### Dataset extract

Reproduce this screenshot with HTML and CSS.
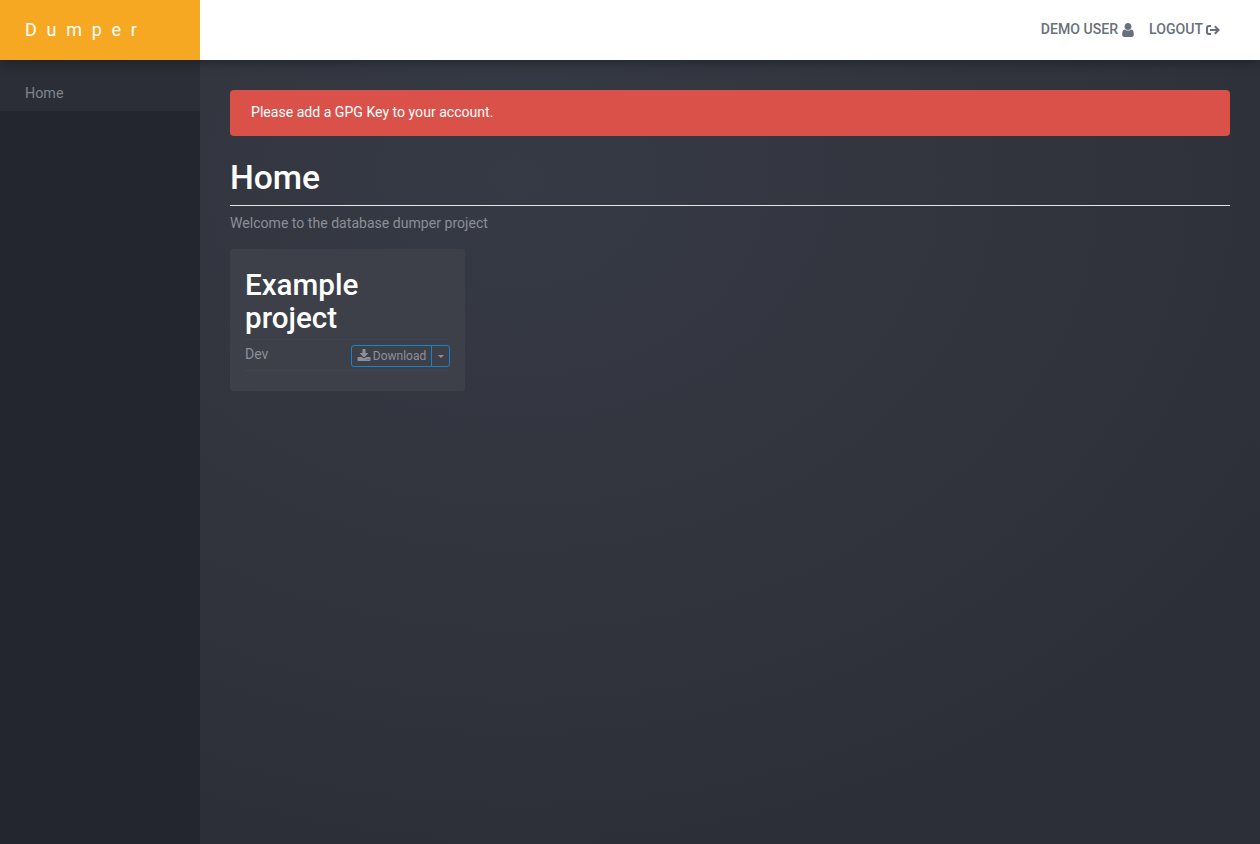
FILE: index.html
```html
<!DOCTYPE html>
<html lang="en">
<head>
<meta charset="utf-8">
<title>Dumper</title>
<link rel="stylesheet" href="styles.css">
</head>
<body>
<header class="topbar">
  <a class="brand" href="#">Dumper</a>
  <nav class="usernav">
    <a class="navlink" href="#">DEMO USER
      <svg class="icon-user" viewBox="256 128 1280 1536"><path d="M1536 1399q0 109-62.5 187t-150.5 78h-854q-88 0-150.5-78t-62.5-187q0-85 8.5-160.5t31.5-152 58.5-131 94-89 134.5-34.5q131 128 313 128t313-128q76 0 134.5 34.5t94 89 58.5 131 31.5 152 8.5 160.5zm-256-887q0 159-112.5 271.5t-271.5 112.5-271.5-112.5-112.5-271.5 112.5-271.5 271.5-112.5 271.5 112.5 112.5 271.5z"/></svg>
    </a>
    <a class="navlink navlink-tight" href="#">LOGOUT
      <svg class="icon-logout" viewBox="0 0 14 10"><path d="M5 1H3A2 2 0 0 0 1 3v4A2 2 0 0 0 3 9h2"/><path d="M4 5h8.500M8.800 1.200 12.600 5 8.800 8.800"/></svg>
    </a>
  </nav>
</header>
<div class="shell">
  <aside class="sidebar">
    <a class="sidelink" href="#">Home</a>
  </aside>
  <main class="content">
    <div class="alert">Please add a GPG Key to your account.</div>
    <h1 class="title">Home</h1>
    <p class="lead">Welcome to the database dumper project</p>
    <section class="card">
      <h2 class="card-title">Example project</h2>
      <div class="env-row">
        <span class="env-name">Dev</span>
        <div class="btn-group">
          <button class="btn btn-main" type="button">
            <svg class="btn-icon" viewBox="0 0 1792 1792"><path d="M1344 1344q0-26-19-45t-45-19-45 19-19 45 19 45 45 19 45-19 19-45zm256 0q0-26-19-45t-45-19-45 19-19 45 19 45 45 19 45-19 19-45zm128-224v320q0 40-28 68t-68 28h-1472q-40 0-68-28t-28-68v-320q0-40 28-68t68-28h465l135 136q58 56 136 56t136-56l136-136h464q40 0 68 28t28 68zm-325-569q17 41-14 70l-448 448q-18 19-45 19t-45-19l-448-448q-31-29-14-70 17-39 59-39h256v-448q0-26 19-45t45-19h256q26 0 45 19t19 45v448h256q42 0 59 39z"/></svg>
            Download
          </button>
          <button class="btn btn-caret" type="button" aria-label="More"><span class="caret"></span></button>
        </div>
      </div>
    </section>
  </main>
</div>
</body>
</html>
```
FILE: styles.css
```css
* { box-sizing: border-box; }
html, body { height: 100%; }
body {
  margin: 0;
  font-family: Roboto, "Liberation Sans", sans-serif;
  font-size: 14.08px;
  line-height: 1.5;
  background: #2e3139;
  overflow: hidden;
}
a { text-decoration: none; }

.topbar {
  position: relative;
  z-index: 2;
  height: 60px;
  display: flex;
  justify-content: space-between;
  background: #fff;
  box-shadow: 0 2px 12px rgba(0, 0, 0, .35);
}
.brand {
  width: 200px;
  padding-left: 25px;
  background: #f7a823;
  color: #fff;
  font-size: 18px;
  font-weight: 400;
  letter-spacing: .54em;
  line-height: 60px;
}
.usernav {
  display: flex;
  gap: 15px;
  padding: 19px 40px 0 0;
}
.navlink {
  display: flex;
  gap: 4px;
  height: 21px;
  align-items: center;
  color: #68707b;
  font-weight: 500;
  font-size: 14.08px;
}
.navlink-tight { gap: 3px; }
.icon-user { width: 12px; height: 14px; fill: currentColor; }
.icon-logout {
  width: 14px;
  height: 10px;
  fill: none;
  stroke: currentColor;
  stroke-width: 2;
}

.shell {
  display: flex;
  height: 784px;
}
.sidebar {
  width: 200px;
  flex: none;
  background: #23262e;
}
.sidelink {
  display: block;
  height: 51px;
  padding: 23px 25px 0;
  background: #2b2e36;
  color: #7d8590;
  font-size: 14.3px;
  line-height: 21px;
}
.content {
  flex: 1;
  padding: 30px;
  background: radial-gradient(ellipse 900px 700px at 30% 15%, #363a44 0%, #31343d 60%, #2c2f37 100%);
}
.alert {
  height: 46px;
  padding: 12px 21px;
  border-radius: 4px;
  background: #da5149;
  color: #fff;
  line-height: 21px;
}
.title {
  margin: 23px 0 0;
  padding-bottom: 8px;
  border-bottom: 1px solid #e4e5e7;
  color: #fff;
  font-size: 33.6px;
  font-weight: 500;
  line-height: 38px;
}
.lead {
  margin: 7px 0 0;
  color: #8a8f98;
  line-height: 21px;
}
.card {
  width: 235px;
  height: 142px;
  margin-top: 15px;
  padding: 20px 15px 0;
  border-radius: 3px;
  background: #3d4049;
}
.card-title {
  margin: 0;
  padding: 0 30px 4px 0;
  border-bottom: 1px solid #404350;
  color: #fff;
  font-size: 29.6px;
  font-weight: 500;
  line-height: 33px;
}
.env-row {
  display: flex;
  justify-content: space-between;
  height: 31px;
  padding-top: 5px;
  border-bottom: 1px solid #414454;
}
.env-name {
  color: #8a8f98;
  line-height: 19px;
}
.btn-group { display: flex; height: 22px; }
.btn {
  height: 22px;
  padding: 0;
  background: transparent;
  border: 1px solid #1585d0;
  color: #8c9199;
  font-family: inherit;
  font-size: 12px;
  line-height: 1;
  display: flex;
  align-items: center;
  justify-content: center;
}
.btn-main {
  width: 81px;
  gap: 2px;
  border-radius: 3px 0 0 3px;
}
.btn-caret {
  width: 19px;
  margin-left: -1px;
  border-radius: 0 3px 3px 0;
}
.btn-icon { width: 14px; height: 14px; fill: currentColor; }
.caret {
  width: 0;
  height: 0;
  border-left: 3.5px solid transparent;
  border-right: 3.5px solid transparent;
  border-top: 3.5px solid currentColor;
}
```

######

Make an exact reproduction of the listing above, without any pictures.

Reproduce this screenshot with HTML and CSS.
FILE: index.html
```html
<!DOCTYPE html>
<html lang="en">
<head>
<meta charset="utf-8">
<title>Dumper</title>
<link rel="stylesheet" href="styles.css">
</head>
<body>
<header class="topbar">
  <a class="brand" href="#">Dumper</a>
  <nav class="usernav">
    <a class="navlink" href="#">DEMO USER
      <svg class="icon-user" viewBox="256 128 1280 1536"><path d="M1536 1399q0 109-62.5 187t-150.5 78h-854q-88 0-150.5-78t-62.5-187q0-85 8.5-160.5t31.5-152 58.5-131 94-89 134.5-34.5q131 128 313 128t313-128q76 0 134.5 34.5t94 89 58.5 131 31.5 152 8.5 160.5zm-256-887q0 159-112.5 271.5t-271.5 112.5-271.5-112.5-112.5-271.5 112.5-271.5 271.5-112.5 271.5 112.5 112.5 271.5z"/></svg>
    </a>
    <a class="navlink navlink-tight" href="#">LOGOUT
      <svg class="icon-logout" viewBox="0 0 14 10"><path d="M5 1H3A2 2 0 0 0 1 3v4A2 2 0 0 0 3 9h2"/><path d="M4 5h8.500M8.800 1.200 12.600 5 8.800 8.800"/></svg>
    </a>
  </nav>
</header>
<div class="shell">
  <aside class="sidebar">
    <a class="sidelink" href="#">Home</a>
  </aside>
  <main class="content">
    <div class="alert">Please add a GPG Key to your account.</div>
    <h1 class="title">Home</h1>
    <p class="lead">Welcome to the database dumper project</p>
    <section class="card">
      <h2 class="card-title">Example project</h2>
      <div class="env-row">
        <span class="env-name">Dev</span>
        <div class="btn-group">
          <button class="btn btn-main" type="button">
            <svg class="btn-icon" viewBox="0 0 1792 1792"><path d="M1344 1344q0-26-19-45t-45-19-45 19-19 45 19 45 45 19 45-19 19-45zm256 0q0-26-19-45t-45-19-45 19-19 45 19 45 45 19 45-19 19-45zm128-224v320q0 40-28 68t-68 28h-1472q-40 0-68-28t-28-68v-320q0-40 28-68t68-28h465l135 136q58 56 136 56t136-56l136-136h464q40 0 68 28t28 68zm-325-569q17 41-14 70l-448 448q-18 19-45 19t-45-19l-448-448q-31-29-14-70 17-39 59-39h256v-448q0-26 19-45t45-19h256q26 0 45 19t19 45v448h256q42 0 59 39z"/></svg>
            Download
          </button>
          <button class="btn btn-caret" type="button" aria-label="More"><span class="caret"></span></button>
        </div>
      </div>
    </section>
  </main>
</div>
</body>
</html>
```
FILE: styles.css
```css
* { box-sizing: border-box; }
html, body { height: 100%; }
body {
  margin: 0;
  font-family: Roboto, "Liberation Sans", sans-serif;
  font-size: 14.08px;
  line-height: 1.5;
  background: #2e3139;
  overflow: hidden;
}
a { text-decoration: none; }

.topbar {
  position: relative;
  z-index: 2;
  height: 60px;
  display: flex;
  justify-content: space-between;
  background: #fff;
  box-shadow: 0 2px 12px rgba(0, 0, 0, .35);
}
.brand {
  width: 200px;
  padding-left: 25px;
  background: #f7a823;
  color: #fff;
  font-size: 18px;
  font-weight: 400;
  letter-spacing: .54em;
  line-height: 60px;
}
.usernav {
  display: flex;
  gap: 15px;
  padding: 19px 40px 0 0;
}
.navlink {
  display: flex;
  gap: 4px;
  height: 21px;
  align-items: center;
  color: #68707b;
  font-weight: 500;
  font-size: 14.08px;
}
.navlink-tight { gap: 3px; }
.icon-user { width: 12px; height: 14px; fill: currentColor; }
.icon-logout {
  width: 14px;
  height: 10px;
  fill: none;
  stroke: currentColor;
  stroke-width: 2;
}

.shell {
  display: flex;
  height: 784px;
}
.sidebar {
  width: 200px;
  flex: none;
  background: #23262e;
}
.sidelink {
  display: block;
  height: 51px;
  padding: 23px 25px 0;
  background: #2b2e36;
  color: #7d8590;
  font-size: 14.3px;
  line-height: 21px;
}
.content {
  flex: 1;
  padding: 30px;
  background: radial-gradient(ellipse 900px 700px at 30% 15%, #363a44 0%, #31343d 60%, #2c2f37 100%);
}
.alert {
  height: 46px;
  padding: 12px 21px;
  border-radius: 4px;
  background: #da5149;
  color: #fff;
  line-height: 21px;
}
.title {
  margin: 23px 0 0;
  padding-bottom: 8px;
  border-bottom: 1px solid #e4e5e7;
  color: #fff;
  font-size: 33.6px;
  font-weight: 500;
  line-height: 38px;
}
.lead {
  margin: 7px 0 0;
  color: #8a8f98;
  line-height: 21px;
}
.card {
  width: 235px;
  height: 142px;
  margin-top: 15px;
  padding: 20px 15px 0;
  border-radius: 3px;
  background: #3d4049;
}
.card-title {
  margin: 0;
  padding: 0 30px 4px 0;
  border-bottom: 1px solid #404350;
  color: #fff;
  font-size: 29.6px;
  font-weight: 500;
  line-height: 33px;
}
.env-row {
  display: flex;
  justify-content: space-between;
  height: 31px;
  padding-top: 5px;
  border-bottom: 1px solid #414454;
}
.env-name {
  color: #8a8f98;
  line-height: 19px;
}
.btn-group { display: flex; height: 22px; }
.btn {
  height: 22px;
  padding: 0;
  background: transparent;
  border: 1px solid #1585d0;
  color: #8c9199;
  font-family: inherit;
  font-size: 12px;
  line-height: 1;
  display: flex;
  align-items: center;
  justify-content: center;
}
.btn-main {
  width: 81px;
  gap: 2px;
  border-radius: 3px 0 0 3px;
}
.btn-caret {
  width: 19px;
  margin-left: -1px;
  border-radius: 0 3px 3px 0;
}
.btn-icon { width: 14px; height: 14px; fill: currentColor; }
.caret {
  width: 0;
  height: 0;
  border-left: 3.5px solid transparent;
  border-right: 3.5px solid transparent;
  border-top: 3.5px solid currentColor;
}
```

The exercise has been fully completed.